Spent the afternoon working on the Yam and I think it should end up pretty good. Tatty old strings are off, I’ve had the tuners off and thoroughly cleaned them. There are cracks in two of the plastic rollers, but they seem stable and perfectly able to hold tuning (I could easily get it in tune with the old strings). I’ve given the fretboard a damn good oiling (the first of many, it really is dry as a bone) and I’ve taken about a mm and a half off the backside of the bridge which should hopefully equate to an action of about 4.2/3.2 or so when restrung assuming I’ve got my maths right! Easy enough to shim higher if I've gone too far, but I suspect I’m over being cautious here and may need to take a bit more off. That seems to be the action most classical players like even though it sounds monstrously high to me! I think the neck movement mentioned above is pretty typical for an old acoustic; its straight until it hits the 12th fret body join, then straight again after, i.e. the issue is actually a little give in the neck-joint/body, not a bow in the neck itself. It is pretty minor, but is certainly the thing responsible for the initially very high action. I’d consider it a real issue with an electric, but given the target action is just over 4mm it should be easy enough to deal with!
As to the guitar itself it definitely has a laminated top, and I assume sides, though to my surprise the rosette and ornate bit on the bridge does appear to be wood inlay, not a transfer. There is no distortion in the top, it seems perfectly flat and true and the bridge is nice and flush with no sign of pulling up. All the internal bracing seems sollid and there don’t seem to be any clicks, clacks or rattles when tapped anywhere, so I’m pretty confident it is structurally sound.

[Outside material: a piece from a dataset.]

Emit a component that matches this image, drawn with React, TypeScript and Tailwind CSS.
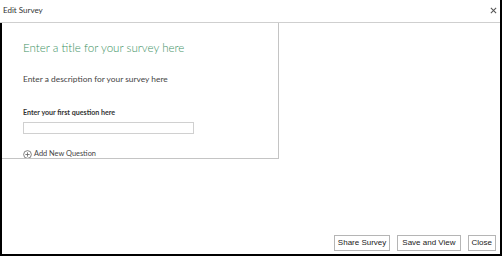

I’m hoping it will sound pretty good with the new strings assuming I can get the action in a zone I can cope with. Certainly these old Yams seem well liked by people who know a hell of a lot more about classical guitars than I ever will.
PS One thing that just occurred to me is that given this guitar seems so dry I wonder if some time in a case with a humidifier wouldn’t shift that neck joint back a little? I haven’t got an acoustic-sized case, or a humidifier, which makes testing that theory a little awkward though...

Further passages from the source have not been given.